STATED GOAL:
Type out the data exactly as given. Skip any image.

INFORMATION SHOWN:
[BEGIN]

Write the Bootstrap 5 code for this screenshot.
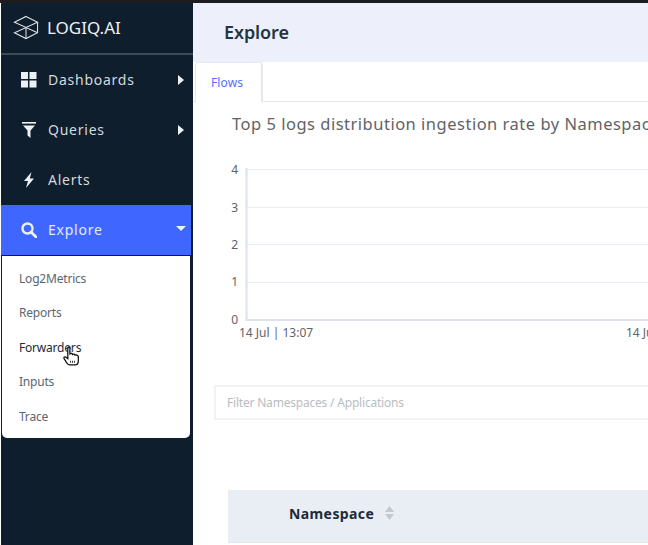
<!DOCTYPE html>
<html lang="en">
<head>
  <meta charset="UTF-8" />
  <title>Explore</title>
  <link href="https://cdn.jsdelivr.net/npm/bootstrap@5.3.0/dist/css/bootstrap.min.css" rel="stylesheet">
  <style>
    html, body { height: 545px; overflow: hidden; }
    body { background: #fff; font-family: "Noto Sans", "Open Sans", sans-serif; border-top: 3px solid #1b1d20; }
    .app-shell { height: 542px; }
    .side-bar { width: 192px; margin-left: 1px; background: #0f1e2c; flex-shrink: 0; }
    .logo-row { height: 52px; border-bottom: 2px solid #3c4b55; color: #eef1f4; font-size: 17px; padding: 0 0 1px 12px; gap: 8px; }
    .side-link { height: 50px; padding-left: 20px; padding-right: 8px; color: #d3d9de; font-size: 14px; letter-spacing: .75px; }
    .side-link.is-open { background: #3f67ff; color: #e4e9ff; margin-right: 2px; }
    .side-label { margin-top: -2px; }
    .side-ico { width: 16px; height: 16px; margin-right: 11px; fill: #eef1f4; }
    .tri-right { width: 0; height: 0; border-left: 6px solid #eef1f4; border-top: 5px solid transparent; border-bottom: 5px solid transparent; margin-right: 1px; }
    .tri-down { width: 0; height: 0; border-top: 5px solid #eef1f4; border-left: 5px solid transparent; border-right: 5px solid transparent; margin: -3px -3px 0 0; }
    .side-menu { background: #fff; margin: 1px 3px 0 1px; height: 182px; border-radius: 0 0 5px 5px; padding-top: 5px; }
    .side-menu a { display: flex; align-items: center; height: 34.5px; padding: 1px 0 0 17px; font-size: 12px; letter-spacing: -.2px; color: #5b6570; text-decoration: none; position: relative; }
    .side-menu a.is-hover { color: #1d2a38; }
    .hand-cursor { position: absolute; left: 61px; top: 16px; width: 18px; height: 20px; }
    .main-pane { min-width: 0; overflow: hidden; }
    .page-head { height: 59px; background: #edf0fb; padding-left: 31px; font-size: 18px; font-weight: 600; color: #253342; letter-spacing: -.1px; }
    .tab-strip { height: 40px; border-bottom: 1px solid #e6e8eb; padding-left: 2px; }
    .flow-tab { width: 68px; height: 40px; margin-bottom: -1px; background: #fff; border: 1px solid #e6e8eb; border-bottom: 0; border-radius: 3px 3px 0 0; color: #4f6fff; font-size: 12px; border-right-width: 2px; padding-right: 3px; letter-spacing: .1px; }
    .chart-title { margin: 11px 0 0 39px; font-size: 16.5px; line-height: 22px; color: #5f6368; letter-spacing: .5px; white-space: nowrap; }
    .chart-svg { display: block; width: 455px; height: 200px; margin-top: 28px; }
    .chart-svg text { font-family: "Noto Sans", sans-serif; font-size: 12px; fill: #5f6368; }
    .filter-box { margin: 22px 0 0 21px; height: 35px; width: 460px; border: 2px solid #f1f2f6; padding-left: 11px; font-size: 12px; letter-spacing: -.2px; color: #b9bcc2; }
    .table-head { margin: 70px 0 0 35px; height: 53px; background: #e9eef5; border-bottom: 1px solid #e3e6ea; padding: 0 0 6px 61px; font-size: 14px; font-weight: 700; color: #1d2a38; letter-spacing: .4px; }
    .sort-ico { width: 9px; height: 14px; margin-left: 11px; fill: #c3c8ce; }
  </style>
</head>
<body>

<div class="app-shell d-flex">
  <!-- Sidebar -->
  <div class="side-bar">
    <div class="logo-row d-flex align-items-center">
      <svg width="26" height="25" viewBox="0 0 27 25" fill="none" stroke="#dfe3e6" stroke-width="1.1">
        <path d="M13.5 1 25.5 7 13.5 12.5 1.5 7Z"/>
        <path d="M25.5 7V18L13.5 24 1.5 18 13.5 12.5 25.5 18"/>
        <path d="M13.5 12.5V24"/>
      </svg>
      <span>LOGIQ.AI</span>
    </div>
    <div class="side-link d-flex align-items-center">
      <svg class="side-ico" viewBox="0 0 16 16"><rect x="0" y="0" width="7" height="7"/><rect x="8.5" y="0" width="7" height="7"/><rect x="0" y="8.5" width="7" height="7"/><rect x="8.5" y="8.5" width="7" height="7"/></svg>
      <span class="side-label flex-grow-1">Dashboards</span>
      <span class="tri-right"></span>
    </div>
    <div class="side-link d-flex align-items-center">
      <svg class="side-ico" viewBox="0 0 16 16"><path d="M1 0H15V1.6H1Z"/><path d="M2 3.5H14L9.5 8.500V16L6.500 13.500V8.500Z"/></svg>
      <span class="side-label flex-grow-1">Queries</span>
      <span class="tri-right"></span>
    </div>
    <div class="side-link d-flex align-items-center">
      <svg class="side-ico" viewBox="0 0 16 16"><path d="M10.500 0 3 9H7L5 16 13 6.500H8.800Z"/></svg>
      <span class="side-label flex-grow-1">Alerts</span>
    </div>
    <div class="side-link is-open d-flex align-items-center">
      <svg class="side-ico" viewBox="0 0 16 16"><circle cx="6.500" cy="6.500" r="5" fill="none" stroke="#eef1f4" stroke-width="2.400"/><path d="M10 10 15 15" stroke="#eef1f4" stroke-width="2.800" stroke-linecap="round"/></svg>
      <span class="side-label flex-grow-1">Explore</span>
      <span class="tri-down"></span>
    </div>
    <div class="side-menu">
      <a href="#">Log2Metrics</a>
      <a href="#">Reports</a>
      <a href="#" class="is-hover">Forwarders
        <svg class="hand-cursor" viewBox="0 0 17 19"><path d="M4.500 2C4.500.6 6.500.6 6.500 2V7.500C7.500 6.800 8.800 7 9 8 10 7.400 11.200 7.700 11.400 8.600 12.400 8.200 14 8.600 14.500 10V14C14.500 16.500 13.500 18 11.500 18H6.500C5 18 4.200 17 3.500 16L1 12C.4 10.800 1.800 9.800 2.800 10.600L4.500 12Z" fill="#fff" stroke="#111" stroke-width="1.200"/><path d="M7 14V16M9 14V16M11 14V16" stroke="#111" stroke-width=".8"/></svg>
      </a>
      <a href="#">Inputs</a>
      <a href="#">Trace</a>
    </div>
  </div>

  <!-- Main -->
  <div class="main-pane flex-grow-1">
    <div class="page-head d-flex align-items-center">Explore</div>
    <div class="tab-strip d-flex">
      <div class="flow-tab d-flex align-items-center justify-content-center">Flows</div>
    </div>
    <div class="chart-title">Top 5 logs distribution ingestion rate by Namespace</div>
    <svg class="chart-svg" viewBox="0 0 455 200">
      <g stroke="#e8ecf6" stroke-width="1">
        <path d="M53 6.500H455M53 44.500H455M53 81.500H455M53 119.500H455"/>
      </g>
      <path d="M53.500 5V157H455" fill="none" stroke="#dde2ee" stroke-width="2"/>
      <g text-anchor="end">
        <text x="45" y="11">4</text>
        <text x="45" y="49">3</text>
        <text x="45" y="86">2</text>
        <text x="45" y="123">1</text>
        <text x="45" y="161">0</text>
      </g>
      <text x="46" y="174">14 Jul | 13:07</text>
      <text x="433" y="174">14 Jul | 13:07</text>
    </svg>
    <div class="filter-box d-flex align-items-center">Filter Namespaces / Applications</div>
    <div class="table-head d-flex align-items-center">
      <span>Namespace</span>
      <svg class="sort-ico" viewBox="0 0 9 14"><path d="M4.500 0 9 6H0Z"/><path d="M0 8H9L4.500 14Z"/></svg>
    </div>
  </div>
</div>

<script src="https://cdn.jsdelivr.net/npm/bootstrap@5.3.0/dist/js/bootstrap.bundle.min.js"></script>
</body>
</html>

[END]

WORKED SOLUTION:
Write the Bootstrap 5 code for this screenshot.
<!DOCTYPE html>
<html lang="en">
<head>
  <meta charset="UTF-8" />
  <title>Explore</title>
  <link href="https://cdn.jsdelivr.net/npm/bootstrap@5.3.0/dist/css/bootstrap.min.css" rel="stylesheet">
  <style>
    html, body { height: 545px; overflow: hidden; }
    body { background: #fff; font-family: "Noto Sans", "Open Sans", sans-serif; border-top: 3px solid #1b1d20; }
    .app-shell { height: 542px; }
    .side-bar { width: 192px; margin-left: 1px; background: #0f1e2c; flex-shrink: 0; }
    .logo-row { height: 52px; border-bottom: 2px solid #3c4b55; color: #eef1f4; font-size: 17px; padding: 0 0 1px 12px; gap: 8px; }
    .side-link { height: 50px; padding-left: 20px; padding-right: 8px; color: #d3d9de; font-size: 14px; letter-spacing: .75px; }
    .side-link.is-open { background: #3f67ff; color: #e4e9ff; margin-right: 2px; }
    .side-label { margin-top: -2px; }
    .side-ico { width: 16px; height: 16px; margin-right: 11px; fill: #eef1f4; }
    .tri-right { width: 0; height: 0; border-left: 6px solid #eef1f4; border-top: 5px solid transparent; border-bottom: 5px solid transparent; margin-right: 1px; }
    .tri-down { width: 0; height: 0; border-top: 5px solid #eef1f4; border-left: 5px solid transparent; border-right: 5px solid transparent; margin: -3px -3px 0 0; }
    .side-menu { background: #fff; margin: 1px 3px 0 1px; height: 182px; border-radius: 0 0 5px 5px; padding-top: 5px; }
    .side-menu a { display: flex; align-items: center; height: 34.5px; padding: 1px 0 0 17px; font-size: 12px; letter-spacing: -.2px; color: #5b6570; text-decoration: none; position: relative; }
    .side-menu a.is-hover { color: #1d2a38; }
    .hand-cursor { position: absolute; left: 61px; top: 16px; width: 18px; height: 20px; }
    .main-pane { min-width: 0; overflow: hidden; }
    .page-head { height: 59px; background: #edf0fb; padding-left: 31px; font-size: 18px; font-weight: 600; color: #253342; letter-spacing: -.1px; }
    .tab-strip { height: 40px; border-bottom: 1px solid #e6e8eb; padding-left: 2px; }
    .flow-tab { width: 68px; height: 40px; margin-bottom: -1px; background: #fff; border: 1px solid #e6e8eb; border-bottom: 0; border-radius: 3px 3px 0 0; color: #4f6fff; font-size: 12px; border-right-width: 2px; padding-right: 3px; letter-spacing: .1px; }
    .chart-title { margin: 11px 0 0 39px; font-size: 16.5px; line-height: 22px; color: #5f6368; letter-spacing: .5px; white-space: nowrap; }
    .chart-svg { display: block; width: 455px; height: 200px; margin-top: 28px; }
    .chart-svg text { font-family: "Noto Sans", sans-serif; font-size: 12px; fill: #5f6368; }
    .filter-box { margin: 22px 0 0 21px; height: 35px; width: 460px; border: 2px solid #f1f2f6; padding-left: 11px; font-size: 12px; letter-spacing: -.2px; color: #b9bcc2; }
    .table-head { margin: 70px 0 0 35px; height: 53px; background: #e9eef5; border-bottom: 1px solid #e3e6ea; padding: 0 0 6px 61px; font-size: 14px; font-weight: 700; color: #1d2a38; letter-spacing: .4px; }
    .sort-ico { width: 9px; height: 14px; margin-left: 11px; fill: #c3c8ce; }
  </style>
</head>
<body>

<div class="app-shell d-flex">
  <!-- Sidebar -->
  <div class="side-bar">
    <div class="logo-row d-flex align-items-center">
      <svg width="26" height="25" viewBox="0 0 27 25" fill="none" stroke="#dfe3e6" stroke-width="1.1">
        <path d="M13.5 1 25.5 7 13.5 12.5 1.5 7Z"/>
        <path d="M25.5 7V18L13.5 24 1.5 18 13.5 12.5 25.5 18"/>
        <path d="M13.5 12.5V24"/>
      </svg>
      <span>LOGIQ.AI</span>
    </div>
    <div class="side-link d-flex align-items-center">
      <svg class="side-ico" viewBox="0 0 16 16"><rect x="0" y="0" width="7" height="7"/><rect x="8.5" y="0" width="7" height="7"/><rect x="0" y="8.5" width="7" height="7"/><rect x="8.5" y="8.5" width="7" height="7"/></svg>
      <span class="side-label flex-grow-1">Dashboards</span>
      <span class="tri-right"></span>
    </div>
    <div class="side-link d-flex align-items-center">
      <svg class="side-ico" viewBox="0 0 16 16"><path d="M1 0H15V1.6H1Z"/><path d="M2 3.5H14L9.5 8.500V16L6.500 13.500V8.500Z"/></svg>
      <span class="side-label flex-grow-1">Queries</span>
      <span class="tri-right"></span>
    </div>
    <div class="side-link d-flex align-items-center">
      <svg class="side-ico" viewBox="0 0 16 16"><path d="M10.500 0 3 9H7L5 16 13 6.500H8.800Z"/></svg>
      <span class="side-label flex-grow-1">Alerts</span>
    </div>
    <div class="side-link is-open d-flex align-items-center">
      <svg class="side-ico" viewBox="0 0 16 16"><circle cx="6.500" cy="6.500" r="5" fill="none" stroke="#eef1f4" stroke-width="2.400"/><path d="M10 10 15 15" stroke="#eef1f4" stroke-width="2.800" stroke-linecap="round"/></svg>
      <span class="side-label flex-grow-1">Explore</span>
      <span class="tri-down"></span>
    </div>
    <div class="side-menu">
      <a href="#">Log2Metrics</a>
      <a href="#">Reports</a>
      <a href="#" class="is-hover">Forwarders
        <svg class="hand-cursor" viewBox="0 0 17 19"><path d="M4.500 2C4.500.6 6.500.6 6.500 2V7.500C7.500 6.800 8.800 7 9 8 10 7.400 11.200 7.700 11.400 8.600 12.400 8.200 14 8.600 14.500 10V14C14.500 16.500 13.500 18 11.500 18H6.500C5 18 4.200 17 3.500 16L1 12C.4 10.800 1.800 9.800 2.800 10.600L4.500 12Z" fill="#fff" stroke="#111" stroke-width="1.200"/><path d="M7 14V16M9 14V16M11 14V16" stroke="#111" stroke-width=".8"/></svg>
      </a>
      <a href="#">Inputs</a>
      <a href="#">Trace</a>
    </div>
  </div>

  <!-- Main -->
  <div class="main-pane flex-grow-1">
    <div class="page-head d-flex align-items-center">Explore</div>
    <div class="tab-strip d-flex">
      <div class="flow-tab d-flex align-items-center justify-content-center">Flows</div>
    </div>
    <div class="chart-title">Top 5 logs distribution ingestion rate by Namespace</div>
    <svg class="chart-svg" viewBox="0 0 455 200">
      <g stroke="#e8ecf6" stroke-width="1">
        <path d="M53 6.500H455M53 44.500H455M53 81.500H455M53 119.500H455"/>
      </g>
      <path d="M53.500 5V157H455" fill="none" stroke="#dde2ee" stroke-width="2"/>
      <g text-anchor="end">
        <text x="45" y="11">4</text>
        <text x="45" y="49">3</text>
        <text x="45" y="86">2</text>
        <text x="45" y="123">1</text>
        <text x="45" y="161">0</text>
      </g>
      <text x="46" y="174">14 Jul | 13:07</text>
      <text x="433" y="174">14 Jul | 13:07</text>
    </svg>
    <div class="filter-box d-flex align-items-center">Filter Namespaces / Applications</div>
    <div class="table-head d-flex align-items-center">
      <span>Namespace</span>
      <svg class="sort-ico" viewBox="0 0 9 14"><path d="M4.500 0 9 6H0Z"/><path d="M0 8H9L4.500 14Z"/></svg>
    </div>
  </div>
</div>

<script src="https://cdn.jsdelivr.net/npm/bootstrap@5.3.0/dist/js/bootstrap.bundle.min.js"></script>
</body>
</html>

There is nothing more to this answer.